Why is it significant that POSSE is being used to manage this web form? Because POSSE is the system used by, wait for it… Front Counter BC! The same folks NRS cadged their portal content from.
So the “new” Limited Entry Hunt app has the same smell as the portal itself. Finding themselves unable to meet their stated goals of business transformation and new technology, NRPP is now building Potemkin deliverables using old business process and old technology.
Of course, having met one deliverable by giving up on “transformation” and just stuffing existing business process into web forms, what are the odds that NRPP will go on to do the same for the whole portfolio and then declare “victory”? Very high, very high indeed.
Legislation will be introduced in Spring 2016 to move selected Fish and Wildlife authorizations to a criteria based notification model
This was the only promise not tied to technology deliveries, and sadly it looks like it perished at the hands of a government too tired out to pass substantive legislation. I searched the Hansard for the spring 2016 session and did not find any evidence that the legislation was introduced.
Recap
On one side of the ledger:
- $50,000,000 in spending, an army of consultants and staff, in fact a whole “Transformation Secretariat”.
On the other side of the ledger:
- A “portal” nobody can find, full of content other people assembled.
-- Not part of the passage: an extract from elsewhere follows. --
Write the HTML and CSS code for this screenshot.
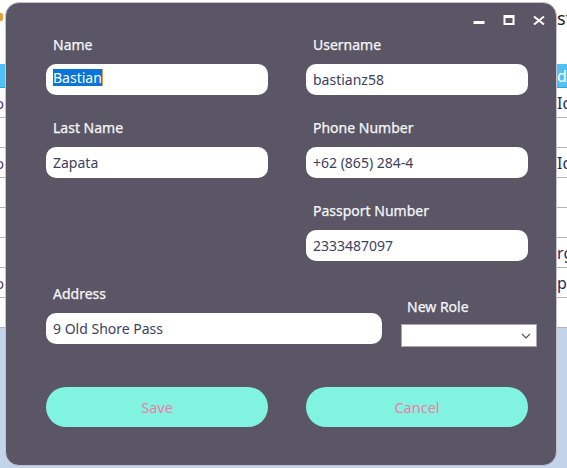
FILE: index.html
```html
<!DOCTYPE html>
<html lang="en">
<head>
<meta charset="utf-8">
<title>Edit User</title>
<link rel="stylesheet" href="styles.css">
</head>
<body>
  <div class="app">
    <header class="app-top">
      <span class="app-mark"></span>
      <span class="app-title">st</span>
    </header>
    <div class="grid">
      <div class="grid-head"><span class="cell-l"></span><span class="cell-r">dr</span></div>
      <div class="grid-row"><span class="cell-l">o</span><span class="cell-r">Id</span></div>
      <div class="grid-row"><span class="cell-l"></span><span class="cell-r"></span></div>
      <div class="grid-row"><span class="cell-l">o</span><span class="cell-r">Id</span></div>
      <div class="grid-row"><span class="cell-l"></span><span class="cell-r"></span></div>
      <div class="grid-row"><span class="cell-l"></span><span class="cell-r"></span></div>
      <div class="grid-row"><span class="cell-l"></span><span class="cell-r">rg</span></div>
      <div class="grid-row"><span class="cell-l">o</span><span class="cell-r">pe</span></div>
      <div class="grid-row"><span class="cell-l"></span><span class="cell-r"></span></div>
    </div>
    <div class="app-foot"></div>
  </div>

  <div class="dialog">
    <div class="titlebar">
      <button class="win-btn" aria-label="Minimize">
        <svg width="12" height="12" viewBox="0 0 12 12"><rect x="0.5" y="8" width="11" height="3" fill="#fff"/></svg>
      </button>
      <button class="win-btn" aria-label="Maximize">
        <svg width="12" height="12" viewBox="0 0 12 12"><path d="M0.5 2h11v10h-11z M2.5 5v5h7v-5z" fill="#fff" fill-rule="evenodd"/></svg>
      </button>
      <button class="win-btn" aria-label="Close">
        <svg width="12" height="12" viewBox="0 0 12 12"><path d="M1 3.5l10 8M11 3.5l-10 8" stroke="#fff" stroke-width="2" fill="none"/></svg>
      </button>
    </div>

    <div class="form">
      <div class="field">
        <label class="label">Name</label>
        <div class="input"><span class="selected">Bastian</span></div>
      </div>
      <div class="field">
        <label class="label">Username</label>
        <div class="input">bastianz58</div>
      </div>
      <div class="field">
        <label class="label">Last Name</label>
        <div class="input">Zapata</div>
      </div>
      <div class="field">
        <label class="label">Phone Number</label>
        <div class="input">+62 (865) 284-4</div>
      </div>
      <div class="field field-right">
        <label class="label">Passport Number</label>
        <div class="input">2333487097</div>
      </div>
      <div class="address-row">
        <div class="field field-address">
          <label class="label">Address</label>
          <div class="input">9 Old Shore Pass</div>
        </div>
        <div class="field field-role">
          <label class="label label-role">New Role</label>
          <div class="select">
            <svg width="10" height="6" viewBox="0 0 10 6"><path d="M1 1l4 4 4-4" stroke="#555" stroke-width="1.2" fill="none"/></svg>
          </div>
        </div>
      </div>
      <div class="actions">
        <button class="btn">Save</button>
        <button class="btn">Cancel</button>
      </div>
    </div>
  </div>
</body>
</html>
```

FILE: styles.css
```css
* { box-sizing: border-box; }

html, body {
  margin: 0;
  padding: 0;
}

body {
  width: 567px;
  height: 468px;
  overflow: hidden;
  position: relative;
  font-family: "Noto Sans", "Open Sans", sans-serif;
  background: #ffffff;
}

/* background application */
.app {
  display: flex;
  flex-direction: column;
  height: 468px;
}

.app-top {
  height: 64px;
  display: flex;
  align-items: flex-start;
  justify-content: space-between;
  padding-top: 6px;
}

.app-mark {
  width: 3px;
  height: 8px;
  margin-top: 7px;
  background: #e8a030;
  border-radius: 0 2px 2px 0;
}

.app-title {
  width: 10px;
  overflow: hidden;
  font-size: 18px;
  line-height: 24px;
  color: #222;
  white-space: nowrap;
}

.grid-head {
  height: 24px;
  background: #4fc1f2;
  border-bottom: 1px solid #3aa3d4;
  display: flex;
  align-items: center;
  color: #fff;
}

.grid-row {
  height: 30px;
  border-bottom: 1px solid #b4b4b4;
  display: flex;
  align-items: center;
  color: #1f2d56;
}

.grid-row:first-of-type { height: 27px; }

.cell-l {
  width: 4px;
  overflow: hidden;
  direction: rtl;
  font-size: 15px;
  color: #5a3a7a;
  white-space: nowrap;
}

.cell-r {
  margin-left: auto;
  width: 10px;
  overflow: hidden;
  font-size: 16px;
  white-space: nowrap;
}

.app-foot {
  flex: 1;
  background: #c3d3ea;
}

/* dialog window */
.dialog {
  position: absolute;
  left: 5px;
  top: 2px;
  width: 552px;
  height: 464px;
  background: #5a5666;
  border: 1px solid #c4c3cb;
  border-radius: 14px;
}

.titlebar {
  height: 32px;
  display: flex;
  justify-content: flex-end;
  align-items: center;
  padding-right: 2px;
}

.win-btn {
  width: 30px;
  height: 20px;
  padding: 0;
  border: 0;
  background: transparent;
  display: flex;
  align-items: center;
  justify-content: center;
}

.form {
  display: grid;
  grid-template-columns: 222px 222px;
  column-gap: 38px;
  row-gap: 23px;
  padding-left: 40px;
}

.field {
  display: flex;
  flex-direction: column;
}

.field-right { grid-column: 2; }

.label {
  font-size: 14px;
  line-height: 19px;
  color: #f6f6f8;
  padding-left: 7px;
  margin-bottom: 10px;
  -webkit-text-stroke: 0.25px #f6f6f8;
}

.input {
  height: 31px;
  background: #fff;
  border-radius: 10px;
  padding-left: 7px;
  font-size: 14px;
  line-height: 31px;
  color: #3d3f5e;
  white-space: nowrap;
}

.selected {
  display: inline-block;
  height: 17px;
  line-height: 17px;
  vertical-align: 2px;
  background: #0a74da;
  color: #fff;
  border-right: 1px solid #e89a4a;
}

.address-row {
  grid-column: 1 / -1;
  display: flex;
  align-items: flex-start;
}

.field-address {
  width: 336px;
  flex-shrink: 0;
}

.field-role {
  width: 136px;
  flex-shrink: 0;
  margin-left: 19px;
  margin-top: 13px;
}

.label-role {
  padding-left: 6px;
  margin-bottom: 8px;
}

.select {
  height: 23px;
  background: #fff;
  border: 1px solid #a8a8ae;
  display: flex;
  align-items: center;
  justify-content: flex-end;
  padding-right: 5px;
}

.actions {
  grid-column: 1 / -1;
  display: grid;
  grid-template-columns: 222px 222px;
  column-gap: 38px;
  margin-top: 17px;
}

.btn {
  height: 40px;
  border: 0;
  border-radius: 20px;
  background: #80f4e0;
  color: #f27aa9;
  font-family: "Noto Sans", "Open Sans", sans-serif;
  font-size: 14.5px;
  padding: 0;
}
```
- A map nobody can find, full of content that has been accessible for a decade.
- An app built on old technology using the same old business process.
- Legislation that was not introduced.
Here are the things we cannot blame this on:
- Stupid people
- Bad intentions
- Political shenanigans
- Graft or corruption
Here are the things we can blame this on:
- Excessive size and ambition of the project
- Elevation of process over product
NRPP was/is a mistake. It’ll deliver something, in the end, but that something won’t be worth 10% of the money that is spent to achieve it. Hopefully NRPP is the last of the “transformation” projects to come out of government, and future business process improvement/integration efforts can evolve incrementally over time, at 10% of the cost and 10% of the risk.